A propósito he dejado de lado la célebre El ruido y la furia (1929), porque exige un conocimiento del slang casi desde la cuna, dado que uno de los personajes que monologa es un subnormal; situación que no solo enrevesa terriblemente su traducción sino su disfrute en cualquier otro idioma. Porque ese es otro asunto: William Faulkner, traducido de su slang sureño y pantanoso, mengua a un tercio su grandeza de escritor, y aun así, ¡Absalón, Absalón!, en español, permanece con tal contundencia como para no solo a mí, sino otros muchos y muy notables escritores de nuestra lengua dejarlos abrumados.

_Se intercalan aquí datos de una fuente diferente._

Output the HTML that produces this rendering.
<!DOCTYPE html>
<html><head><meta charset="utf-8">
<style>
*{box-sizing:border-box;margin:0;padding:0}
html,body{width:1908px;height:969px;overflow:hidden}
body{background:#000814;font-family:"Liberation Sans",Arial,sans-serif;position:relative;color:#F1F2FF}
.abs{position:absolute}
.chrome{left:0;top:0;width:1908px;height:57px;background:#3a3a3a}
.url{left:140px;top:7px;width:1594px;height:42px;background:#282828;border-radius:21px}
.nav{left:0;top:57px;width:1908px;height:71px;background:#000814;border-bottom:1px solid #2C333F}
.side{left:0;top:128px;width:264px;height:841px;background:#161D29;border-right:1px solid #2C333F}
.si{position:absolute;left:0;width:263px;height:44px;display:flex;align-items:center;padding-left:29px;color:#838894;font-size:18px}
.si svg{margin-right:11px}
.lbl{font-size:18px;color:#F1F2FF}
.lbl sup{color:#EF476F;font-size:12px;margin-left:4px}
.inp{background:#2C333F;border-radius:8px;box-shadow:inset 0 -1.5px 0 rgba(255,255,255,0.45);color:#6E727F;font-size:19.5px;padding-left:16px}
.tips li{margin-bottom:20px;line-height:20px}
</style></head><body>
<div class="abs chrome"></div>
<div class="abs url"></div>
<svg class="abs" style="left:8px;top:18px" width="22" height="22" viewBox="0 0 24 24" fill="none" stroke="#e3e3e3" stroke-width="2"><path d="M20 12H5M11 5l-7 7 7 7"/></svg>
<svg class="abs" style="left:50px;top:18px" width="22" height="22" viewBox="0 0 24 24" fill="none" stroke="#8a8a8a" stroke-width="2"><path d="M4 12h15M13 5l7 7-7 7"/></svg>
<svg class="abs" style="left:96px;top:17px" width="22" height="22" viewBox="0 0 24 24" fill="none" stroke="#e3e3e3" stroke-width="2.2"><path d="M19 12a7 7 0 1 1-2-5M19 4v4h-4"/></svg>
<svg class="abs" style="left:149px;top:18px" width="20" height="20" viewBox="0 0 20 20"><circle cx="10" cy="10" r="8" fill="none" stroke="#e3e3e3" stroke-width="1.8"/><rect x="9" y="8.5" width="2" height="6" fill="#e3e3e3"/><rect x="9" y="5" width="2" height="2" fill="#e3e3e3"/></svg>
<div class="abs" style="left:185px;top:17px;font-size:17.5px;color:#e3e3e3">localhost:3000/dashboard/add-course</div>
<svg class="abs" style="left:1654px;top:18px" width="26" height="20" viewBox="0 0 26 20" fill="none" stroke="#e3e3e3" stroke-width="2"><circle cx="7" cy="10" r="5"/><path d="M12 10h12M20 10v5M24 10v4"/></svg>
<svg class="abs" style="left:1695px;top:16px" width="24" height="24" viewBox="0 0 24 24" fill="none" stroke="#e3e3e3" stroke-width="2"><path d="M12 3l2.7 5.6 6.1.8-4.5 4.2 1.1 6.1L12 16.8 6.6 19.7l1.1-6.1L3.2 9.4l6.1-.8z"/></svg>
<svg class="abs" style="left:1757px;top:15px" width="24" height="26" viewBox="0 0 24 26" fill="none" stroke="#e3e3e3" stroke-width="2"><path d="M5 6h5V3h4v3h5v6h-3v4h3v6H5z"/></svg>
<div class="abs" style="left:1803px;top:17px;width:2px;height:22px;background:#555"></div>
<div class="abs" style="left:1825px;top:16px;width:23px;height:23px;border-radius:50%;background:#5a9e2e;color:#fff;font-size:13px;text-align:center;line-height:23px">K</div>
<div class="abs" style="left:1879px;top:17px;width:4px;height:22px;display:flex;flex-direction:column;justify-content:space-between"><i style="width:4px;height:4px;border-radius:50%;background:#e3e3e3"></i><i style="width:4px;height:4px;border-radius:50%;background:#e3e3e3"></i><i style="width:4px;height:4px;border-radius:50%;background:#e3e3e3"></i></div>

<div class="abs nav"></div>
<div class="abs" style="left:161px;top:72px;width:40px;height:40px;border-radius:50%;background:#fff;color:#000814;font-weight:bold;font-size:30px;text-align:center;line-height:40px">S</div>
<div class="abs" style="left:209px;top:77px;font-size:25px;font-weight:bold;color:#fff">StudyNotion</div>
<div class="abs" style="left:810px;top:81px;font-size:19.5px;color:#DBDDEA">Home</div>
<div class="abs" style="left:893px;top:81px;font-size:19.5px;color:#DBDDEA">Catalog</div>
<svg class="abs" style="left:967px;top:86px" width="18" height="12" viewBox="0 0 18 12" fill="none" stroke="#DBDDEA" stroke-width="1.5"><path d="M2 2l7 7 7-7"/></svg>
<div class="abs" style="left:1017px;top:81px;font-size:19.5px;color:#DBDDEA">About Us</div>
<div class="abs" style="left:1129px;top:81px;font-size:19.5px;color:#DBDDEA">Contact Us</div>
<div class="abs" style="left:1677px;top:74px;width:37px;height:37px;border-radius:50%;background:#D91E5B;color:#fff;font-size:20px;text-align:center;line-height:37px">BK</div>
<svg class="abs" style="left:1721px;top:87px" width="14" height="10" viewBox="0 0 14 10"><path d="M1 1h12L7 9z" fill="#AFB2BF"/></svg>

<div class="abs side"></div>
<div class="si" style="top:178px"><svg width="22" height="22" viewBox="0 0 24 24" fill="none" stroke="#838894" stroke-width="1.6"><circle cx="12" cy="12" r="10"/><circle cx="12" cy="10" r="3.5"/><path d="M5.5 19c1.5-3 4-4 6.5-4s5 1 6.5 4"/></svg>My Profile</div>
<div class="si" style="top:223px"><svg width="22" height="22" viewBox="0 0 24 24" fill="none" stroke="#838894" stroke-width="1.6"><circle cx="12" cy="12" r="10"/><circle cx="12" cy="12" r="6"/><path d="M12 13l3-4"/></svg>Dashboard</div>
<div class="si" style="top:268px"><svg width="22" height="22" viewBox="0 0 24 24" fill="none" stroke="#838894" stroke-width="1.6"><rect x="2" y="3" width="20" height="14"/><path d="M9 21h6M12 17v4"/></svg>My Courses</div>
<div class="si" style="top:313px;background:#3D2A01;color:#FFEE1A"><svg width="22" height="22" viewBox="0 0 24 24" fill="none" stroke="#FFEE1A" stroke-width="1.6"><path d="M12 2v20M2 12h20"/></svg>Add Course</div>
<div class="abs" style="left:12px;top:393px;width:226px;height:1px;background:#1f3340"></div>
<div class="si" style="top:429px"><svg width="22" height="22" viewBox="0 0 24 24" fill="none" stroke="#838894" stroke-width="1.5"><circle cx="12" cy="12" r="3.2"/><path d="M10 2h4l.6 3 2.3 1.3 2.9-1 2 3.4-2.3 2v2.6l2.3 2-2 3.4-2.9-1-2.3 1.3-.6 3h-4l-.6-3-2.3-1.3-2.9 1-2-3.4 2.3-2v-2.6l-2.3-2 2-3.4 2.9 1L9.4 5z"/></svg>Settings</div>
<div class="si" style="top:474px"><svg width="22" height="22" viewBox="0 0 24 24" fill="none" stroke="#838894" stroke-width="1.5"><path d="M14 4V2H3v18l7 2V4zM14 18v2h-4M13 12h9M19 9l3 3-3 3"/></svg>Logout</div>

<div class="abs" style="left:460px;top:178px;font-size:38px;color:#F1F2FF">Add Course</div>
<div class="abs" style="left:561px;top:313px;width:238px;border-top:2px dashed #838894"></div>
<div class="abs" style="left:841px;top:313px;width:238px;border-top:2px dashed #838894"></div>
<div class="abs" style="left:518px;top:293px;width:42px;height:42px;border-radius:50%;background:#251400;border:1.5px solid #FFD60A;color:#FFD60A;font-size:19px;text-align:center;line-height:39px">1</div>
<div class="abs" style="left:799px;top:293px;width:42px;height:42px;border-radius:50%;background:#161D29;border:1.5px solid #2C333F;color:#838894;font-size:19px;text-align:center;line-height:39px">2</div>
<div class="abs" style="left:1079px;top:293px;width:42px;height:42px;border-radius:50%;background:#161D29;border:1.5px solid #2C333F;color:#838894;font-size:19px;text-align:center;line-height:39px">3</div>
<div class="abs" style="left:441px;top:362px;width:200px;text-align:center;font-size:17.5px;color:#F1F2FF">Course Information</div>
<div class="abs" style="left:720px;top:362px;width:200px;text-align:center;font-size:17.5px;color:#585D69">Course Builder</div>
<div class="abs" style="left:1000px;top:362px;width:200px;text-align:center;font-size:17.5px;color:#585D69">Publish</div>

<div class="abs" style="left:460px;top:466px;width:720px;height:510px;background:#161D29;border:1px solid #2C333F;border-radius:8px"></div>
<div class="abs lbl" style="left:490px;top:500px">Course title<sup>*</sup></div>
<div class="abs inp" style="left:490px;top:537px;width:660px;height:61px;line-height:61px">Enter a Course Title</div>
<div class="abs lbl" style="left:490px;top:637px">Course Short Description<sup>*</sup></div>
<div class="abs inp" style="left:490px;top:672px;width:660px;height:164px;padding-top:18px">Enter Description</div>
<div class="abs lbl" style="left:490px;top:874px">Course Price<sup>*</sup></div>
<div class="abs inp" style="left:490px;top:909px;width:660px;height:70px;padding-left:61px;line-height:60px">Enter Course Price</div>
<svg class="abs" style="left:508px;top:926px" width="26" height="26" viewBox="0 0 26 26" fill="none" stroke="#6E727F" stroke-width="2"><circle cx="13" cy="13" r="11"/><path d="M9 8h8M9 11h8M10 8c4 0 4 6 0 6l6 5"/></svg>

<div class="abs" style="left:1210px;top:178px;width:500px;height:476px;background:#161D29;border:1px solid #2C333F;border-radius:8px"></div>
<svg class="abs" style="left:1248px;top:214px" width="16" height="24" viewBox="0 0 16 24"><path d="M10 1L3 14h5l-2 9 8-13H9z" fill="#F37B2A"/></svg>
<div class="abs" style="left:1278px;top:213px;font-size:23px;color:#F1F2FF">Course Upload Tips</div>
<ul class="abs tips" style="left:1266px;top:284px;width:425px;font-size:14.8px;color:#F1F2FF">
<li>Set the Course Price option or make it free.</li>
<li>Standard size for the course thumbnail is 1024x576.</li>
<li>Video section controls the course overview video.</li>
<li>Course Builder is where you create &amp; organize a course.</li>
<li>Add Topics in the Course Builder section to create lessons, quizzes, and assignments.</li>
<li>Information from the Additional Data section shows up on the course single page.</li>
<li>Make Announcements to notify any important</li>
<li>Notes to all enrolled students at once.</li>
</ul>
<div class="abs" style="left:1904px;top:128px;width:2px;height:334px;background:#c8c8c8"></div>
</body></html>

Caso muy distinto de ¡Absalón, Absalón! me lo producen dos de mis relatos predilectos de García Márquez: La increíble y triste historia de la cándida Eréndira y de su abuela desalmada (1972) y Del amor y otros demonios (1994), pues no me evocan un verano en particular, sino que el verano —o lo que nosotros entendemos por verano, que en el Caribe es casi permanente— viene con ellos. Es abrir tanto un relato como el otro, y la temperatura de la habitación se eleva; da lo mismo el frío o el calor que haga ese día; simplemente, el termómetro del lector se eleva y, como se descuide, hasta comienza a sudar. ¿De lo contrario, sin pisar el áspero salitre del desierto de La Guajira, bajo ese sol mercurial—como escribiera García Márquez— es uno capaz de seguir la trapisonda de Eréndira como puta itinerante por aquellos villorrios de indios? ¿O cómo se puede sentir la turbación azogada del padre Cayetano Delaura, embutido en su sotana negra, por la marquesita de Casalduero, niña asilvestrada y terca donde las haya habido, a la que debe exorcizar cuando ella misma lo ha endemoniado de amor, en aquella Cartagena de Indias dieciochesca, toda mar y decadencia, sino es aplastado por una solana ansiosa de los chaparrones estivales? Ya les digo, daría lo mismo que estuviese en Vladivostok, arrimado a un chubesqui y con un ventarrón de nieve en la calle; abriría cualquiera de este par de relatos y enceguecería de sol y comenzarían a estorbarme bufandas y mitones, y a percibir la hedentina a marisco podrido o a cuarteárseme los labios con la sal del desierto, porque traen el fulgor calenturiento del verano en cada una de sus líneas.

Ahí les dejo estas lecturas de estío; si se deciden a leerlas, quizá les suceda como a mí. Con la gran literatura, nunca se sabe.